🤖 AI Summary
This work addresses the limitations of existing text-driven motion generation diffusion models, which suffer from a representation gap due to the lack of motion semantics in pretrained text encoders, leading to error accumulation during iterative denoising. To mitigate this, the authors propose the Reconstruction-Anchored Diffusion Model (RAM), which introduces a motion reconstruction branch to provide intermediate supervision and incorporates a Reconstruction Error Guidance (REG) mechanism. This mechanism enhances text-motion alignment during training and suppresses error propagation during inference. By innovatively combining self-regularization in the motion latent space with action-centric latent alignment, RAM significantly improves generation quality. Experimental results demonstrate that RAM achieves state-of-the-art performance across multiple benchmarks for text-to-motion generation.
📝 Abstract
Diffusion models have seen widespread adoption for text-driven human motion generation and related tasks due to their impressive generative capabilities and flexibility. However, current motion diffusion models face two major limitations: a representational gap caused by pre-trained text encoders that lack motion-specific information, and error propagation during the iterative denoising process.

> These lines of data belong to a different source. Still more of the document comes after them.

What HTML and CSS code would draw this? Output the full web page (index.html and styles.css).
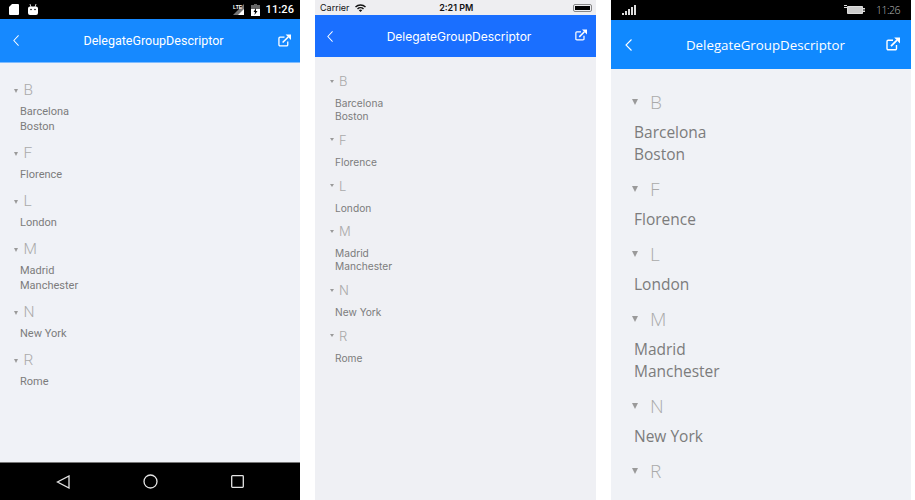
FILE: index.html
```html
<!DOCTYPE html>
<html lang="en">
<head>
    <meta charset="UTF-8">
    <meta name="viewport" content="width=device-width, initial-scale=1.0">
    <title>DelegateGroupDescriptor</title>
    <link rel="stylesheet" href="styles.css">
</head>
<body>
    <svg class="defs" width="0" height="0">
        <symbol id="back" viewBox="0 0 7 12" preserveAspectRatio="none">
            <path d="M6.500 .5 1 6l5.500 5.500" fill="none" stroke="currentColor" stroke-width="1.100"/>
        </symbol>
        <symbol id="share" viewBox="0 0 14 14">
            <path d="M10.5 8v3.6a1.2 1.2 0 0 1-1.2 1.2H2.2A1.2 1.2 0 0 1 1 11.600V4.500a1.200 1.200 0 0 1 1.200-1.200H7" fill="none" stroke="currentColor" stroke-width="1.400"/>
            <path d="M5 9.200 11 3.200" fill="none" stroke="currentColor" stroke-width="1.700"/>
            <path d="M8.200 .6H14V6.400Z" fill="currentColor"/>
        </symbol>
    </svg>

    <div class="phone android">
        <div class="status">
            <svg class="st-icon" width="10" height="11" viewBox="0 0 10 11"><path d="M3 0h6a1 1 0 0 1 1 1v9a1 1 0 0 1-1 1H1a1 1 0 0 1-1-1V3Z" fill="#fff"/></svg>
            <svg class="st-icon" width="10" height="12" viewBox="0 0 10 12"><path d="M2 0 3 3M8 0 7 3" stroke="#ccc" fill="none"/><path d="M2 2.500h6a2 2 0 0 1 2 2V9a2 2 0 0 1-2 2H2a2 2 0 0 1-2-2V4.500a2 2 0 0 1 2-2Z" fill="#fff"/><circle cx="3" cy="5.500" r=".8" fill="#000"/><circle cx="7" cy="5.500" r=".8" fill="#000"/></svg>
            <span class="grow"></span>
            <svg class="st-icon" width="14" height="11" viewBox="0 0 14 11"><path d="M13 0v11H2Z" fill="#777"/><path d="M13 5v6H7Z" fill="#fff"/></svg>
            <span class="lte">LTE</span>
            <svg class="st-icon" width="9" height="12" viewBox="0 0 9 12"><path d="M3 0h3v1h3v11H0V1h3Z" fill="#666"/><path d="M0 5h9v7H0Z" fill="#fff"/><path d="M5 4 2.500 8H4L3.500 11 6.500 7H5Z" fill="#000"/></svg>
            <span class="clock">11:26</span>
        </div>
        <div class="nav">
            <svg class="nav-back" ><use href="#back"/></svg>
            <span class="nav-title">DelegateGroupDescriptor</span>
            <svg class="nav-share"><use href="#share"/></svg>
        </div>
        <div class="list">
            <div class="group"><div class="group-head"><i class="caret"></i><span>B</span></div><div class="item">Barcelona</div><div class="item">Boston</div></div>
            <div class="group"><div class="group-head"><i class="caret"></i><span>F</span></div><div class="item">Florence</div></div>
            <div class="group"><div class="group-head"><i class="caret"></i><span>L</span></div><div class="item">London</div></div>
            <div class="group"><div class="group-head"><i class="caret"></i><span>M</span></div><div class="item">Madrid</div><div class="item">Manchester</div></div>
            <div class="group"><div class="group-head"><i class="caret"></i><span>N</span></div><div class="item">New York</div></div>
            <div class="group"><div class="group-head"><i class="caret"></i><span>R</span></div><div class="item">Rome</div></div>
        </div>
        <div class="softkeys">
            <svg width="14" height="14" viewBox="0 0 14 14"><path d="M13 1v12L1.500 7Z" fill="none" stroke="#e4e4e4" stroke-width="1.300"/></svg>
            <svg width="15" height="15" viewBox="0 0 15 15"><circle cx="7.500" cy="7.500" r="6.500" fill="none" stroke="#e4e4e4" stroke-width="1.300"/></svg>
            <svg width="13" height="13" viewBox="0 0 13 13"><rect x=".7" y=".7" width="11.600" height="11.600" rx=".8" fill="none" stroke="#e4e4e4" stroke-width="1.300"/></svg>
        </div>
    </div>

    <div class="phone ios">
        <div class="status">
            <span class="carrier">Carrier</span>
            <svg class="wifi" width="11" height="8" viewBox="0 0 11 8"><path d="M0 2.500a8 8 0 0 1 11 0L10 3.500a6.500 6.500 0 0 0-9 0Z" fill="#111"/><path d="M2 4.500a5 5 0 0 1 7 0L8 5.500a3.500 3.500 0 0 0-5 0Z" fill="#111"/><path d="M3.800 6.300a2.500 2.500 0 0 1 3.400 0L5.500 8Z" fill="#111"/></svg>
            <span class="clock">2:21 PM</span>
            <span class="battery"><b></b></span>
        </div>
        <div class="nav">
            <svg class="nav-back"><use href="#back"/></svg>
            <span class="nav-title">DelegateGroupDescriptor</span>
            <svg class="nav-share"><use href="#share"/></svg>
        </div>
        <div class="list">
            <div class="group"><div class="group-head"><i class="caret"></i><span>B</span></div><div class="item">Barcelona</div><div class="item">Boston</div></div>
            <div class="group"><div class="group-head"><i class="caret"></i><span>F</span></div><div class="item">Florence</div></div>
            <div class="group"><div class="group-head"><i class="caret"></i><span>L</span></div><div class="item">London</div></div>
            <div class="group"><div class="group-head"><i class="caret"></i><span>M</span></div><div class="item">Madrid</div><div class="item">Manchester</div></div>
            <div class="group"><div class="group-head"><i class="caret"></i><span>N</span></div><div class="item">New York</div></div>
            <div class="group"><div class="group-head"><i class="caret"></i><span>R</span></div><div class="item">Rome</div></div>
        </div>
    </div>

    <div class="phone winphone">
        <div class="status">
            <svg width="14" height="10" viewBox="0 0 14 10"><path d="M0 8h2v2H0ZM3 6h2v4H3ZM6 4h2v6H6ZM9 2h2v8H9ZM12 0h2v10h-2Z" fill="#ddd"/></svg>
            <span class="grow"></span>
            <svg width="21" height="10" viewBox="0 0 21 10"><path d="M3.500 1.500h15v7h-15Z" fill="#ccc" stroke="#ddd"/><path d="M19 3.500h2v3h-2ZM0 .5h3M0 2.500h3" stroke="#ddd" fill="none"/></svg>
            <span class="clock">11:26</span>
        </div>
        <div class="nav">
            <svg class="nav-back"><use href="#back"/></svg>
            <span class="nav-title">DelegateGroupDescriptor</span>
            <svg class="nav-share"><use href="#share"/></svg>
        </div>
        <div class="list">
            <div class="group"><div class="group-head"><i class="caret"></i><span>B</span></div><div class="item">Barcelona</div><div class="item">Boston</div></div>
            <div class="group"><div class="group-head"><i class="caret"></i><span>F</span></div><div class="item">Florence</div></div>
            <div class="group"><div class="group-head"><i class="caret"></i><span>L</span></div><div class="item">London</div></div>
            <div class="group"><div class="group-head"><i class="caret"></i><span>M</span></div><div class="item">Madrid</div><div class="item">Manchester</div></div>
            <div class="group"><div class="group-head"><i class="caret"></i><span>N</span></div><div class="item">New York</div></div>
            <div class="group"><div class="group-head"><i class="caret"></i><span>R</span></div></div>
        </div>
    </div>
</body>
</html>
```

FILE: styles.css
```css
html, body {
    margin: 0;
    height: 100%;
}
body {
    display: flex;
    gap: 15px;
    height: 100vh;
    overflow: hidden;
    background: #fff;
}
.defs {
    position: absolute;
}
.grow {
    flex: 1;
}
.phone {
    display: flex;
    flex-direction: column;
    width: 300px;
    height: 500px;
    overflow: hidden;
}
.status {
    display: flex;
    align-items: center;
    flex-shrink: 0;
}
.nav {
    display: flex;
    align-items: center;
    justify-content: space-between;
    flex-shrink: 0;
    color: #fff;
}
.nav-title {
    flex: 1;
    text-align: center;
}
.list {
    flex: 1;
}
.group-head {
    display: flex;
    align-items: center;
    color: #aaa;
}
.caret {
    width: 0;
    height: 0;
    border-style: solid;
    border-color: #9a9a9a transparent transparent;
}
.item {
    color: #7c7c7c;
}

/* android */
.android .status {
    height: 19px;
    padding: 0 6px 0 9px;
    background: #000;
}
.android .st-icon:nth-child(2) {
    margin-left: 9px;
}
.android .lte {
    position: absolute;
    left: 233px;
    top: 4px;
    font: bold 5px "Liberation Sans", sans-serif;
    color: #fff;
}
.android .st-icon:nth-child(6) {
    margin-left: 6px;
}
.android .clock {
    margin-left: 6px;
    font: 500 11px Roboto, sans-serif;
    letter-spacing: .1px;
    color: #fff;
}
.android .nav {
    height: 43px;
    padding: 0 9px 0 13px;
    background: #1689ff;
    border-bottom: 1px solid #7fbcff;
}
.android .nav-back {
    width: 6px;
    height: 11px;
}
.android .nav-share {
    width: 13px;
    height: 13px;
}
.android .nav-title {
    padding-left: 10px;
    font: 400 12.500px Roboto, sans-serif;
}
.android .list {
    padding: 15px 0 0 14px;
    background: #f0f2f7;
    font-family: Roboto, sans-serif;
}
.android .group {
    padding-bottom: 7px;
}
.android .group-head {
    height: 26px;
    font-size: 15.500px;
    font-weight: 300;
}
.android .group-head span {
    margin-top: -2px;
}
.android .caret {
    border-width: 4px 2.500px 0;
    margin-right: 5.500px;
}
.android .item {
    margin-left: 6px;
    font-size: 11px;
    line-height: 15px;
}
.android .softkeys {
    display: flex;
    align-items: center;
    justify-content: space-between;
    height: 37px;
    padding: 0 56px;
    background: #000;
    border-top: 1px solid #777;
}

/* ios */
.ios {
    width: 281px;
}
.ios .status {
    height: 15px;
    padding: 0 4px 0 5px;
    background: #eeeef1;
    font-family: Inter, sans-serif;
    color: #111;
}
.ios .carrier {
    font-size: 9px;
}
.ios .wifi {
    margin-left: 5px;
}
.ios .clock {
    flex: 1;
    margin-right: 26px;
    font-size: 9px;
    font-weight: 600;
    text-align: center;
}
.ios .battery {
    display: block;
    width: 19px;
    height: 8px;
    padding: 1px;
    border: 1px solid #888;
    border-radius: 2px;
    box-sizing: border-box;
}
.ios .battery b {
    display: block;
    height: 100%;
    background: #000;
}
.ios .nav {
    height: 42px;
    padding: 0 9px 0 12px;
    background: #1a6fff;
}
.ios .nav-back {
    width: 6px;
    height: 11px;
}
.ios .nav-share {
    width: 12px;
    height: 12px;
    margin-top: -2px;
}
.ios .nav-title {
    padding-left: 10px;
    font: 400 12px Inter, sans-serif;
}
.ios .list {
    padding: 14px 0 0 15px;
    background: #eff0f4;
    font-family: Inter, sans-serif;
}
.ios .group {
    padding-bottom: 6.800px;
}
.ios .group-head {
    height: 20px;
    margin-bottom: 6px;
    font-size: 13px;
    font-weight: 300;
}
.ios .caret {
    border-width: 3px 2px 0;
    margin-right: 5px;
}
.ios .item {
    margin-left: 5px;
    font-size: 10.200px;
    line-height: 13px;
}

/* windows phone */
.winphone {
    font-family: "Open Sans", sans-serif;
}
.winphone .status {
    height: 20px;
    padding: 0 11px;
    background: #000;
}
.winphone .clock {
    margin-left: 11px;
    font-size: 10.500px;
    font-weight: 300;
    letter-spacing: -.5px;
    color: #bbb;
}
.winphone .nav {
    height: 49px;
    padding: 0 11px 0 14px;
    background: #1089ff;
}
.winphone .nav-back {
    width: 7px;
    height: 12px;
}
.winphone .nav-share {
    width: 14px;
    height: 14px;
    margin-top: -2px;
}
.winphone .nav-title {
    padding-left: 13px;
    font-size: 13.300px;
}
.winphone .list {
    padding: 18px 0 0 21px;
    background: #f0f2f6;
}
.winphone .group {
    padding-bottom: 9px;
}
.winphone .group-head {
    height: 30px;
    margin-bottom: 4px;
    font-size: 19px;
    font-weight: 300;
}
.winphone .caret {
    border-width: 6px 3.500px 0;
    margin-right: 12px;
}
.winphone .item {
    margin-left: 2px;
    font-size: 15.500px;
    line-height: 22px;
}
```
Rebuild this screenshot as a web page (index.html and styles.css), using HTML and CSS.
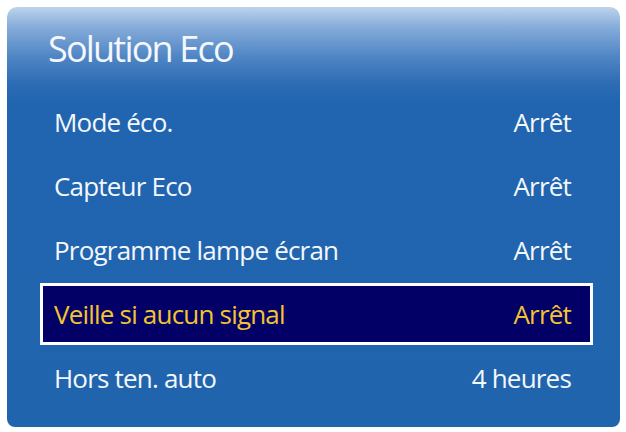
FILE: index.html
```html
<!DOCTYPE html>
<html lang="fr">
<head>
<meta charset="utf-8">
<title>Solution Eco</title>
<link rel="stylesheet" href="styles.css">
</head>
<body>
<div class="panel">
  <div class="title">Solution Eco</div>
  <ul class="menu">
    <li class="row"><span class="label">Mode éco.</span><span class="value">Arrêt</span></li>
    <li class="row"><span class="label">Capteur Eco</span><span class="value">Arrêt</span></li>
    <li class="row"><span class="label">Programme lampe écran</span><span class="value">Arrêt</span></li>
    <li class="row selected"><span class="label">Veille si aucun signal</span><span class="value">Arrêt</span></li>
    <li class="row"><span class="label">Hors ten. auto</span><span class="value">4 heures</span></li>
  </ul>
</div>
</body>
</html>
```

FILE: styles.css
```css
html, body {
  margin: 0;
  padding: 0;
  background: #ffffff;
}
body {
  width: 626px;
  height: 432px;
  overflow: hidden;
  font-family: "Open Sans", "Noto Sans", sans-serif;
  color: #f4f7fb;
}
.panel {
  margin: 7px 0 0 7px;
  width: 613px;
  height: 420px;
  box-sizing: border-box;
  padding: 0 27px 17px 33px;
  border-radius: 10px 10px 8px 8px;
  background: linear-gradient(to bottom, #bdd3eb 0px, #86acd9 20px, #4f85c4 50px, #2b6bb3 78px, #2165b0 95px, #2064ae 100%);
  display: flex;
  flex-direction: column;
}
.title {
  height: 84px;
  display: flex;
  align-items: center;
  padding-left: 8px;
  font-size: 36px;
  letter-spacing: -1.8px;
  line-height: 1;
}
.menu {
  list-style: none;
  margin: 0;
  padding: 0;
}
.row {
  height: 64px;
  box-sizing: border-box;
  display: flex;
  align-items: center;
  justify-content: space-between;
  padding: 0 22px 0 14px;
  font-size: 26px;
  letter-spacing: -0.8px;
  line-height: 1;
}
.row.selected {
  height: 62px;
  margin: 1px 0;
  border: 3px solid #ffffff;
  padding: 0 19px 0 11px;
  background: #020066;
  color: #f3c431;
}
```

This paper introduces Reconstruction-Anchored Diffusion Model (RAM) to address these challenges. First, RAM leverages a motion latent space as intermediate supervision for text-to-motion generation. To this end, RAM co-trains a motion reconstruction branch with two key objective functions: self-regularization to enhance the discrimination of the motion space and motion-centric latent alignment to enable accurate mapping from text to the motion latent space. Second, we propose Reconstructive Error Guidance (REG), a testing-stage guidance mechanism that exploits the diffusion model's inherent self-correction ability to mitigate error propagation. At each denoising step, REG uses the motion reconstruction branch to reconstruct the previous estimate, reproducing the prior error patterns. By amplifying the residual between the current prediction and the reconstructed estimate, REG highlights the improvements in the current prediction. Extensive experiments demonstrate that RAM achieves significant improvements and state-of-the-art performance. Our code will be released.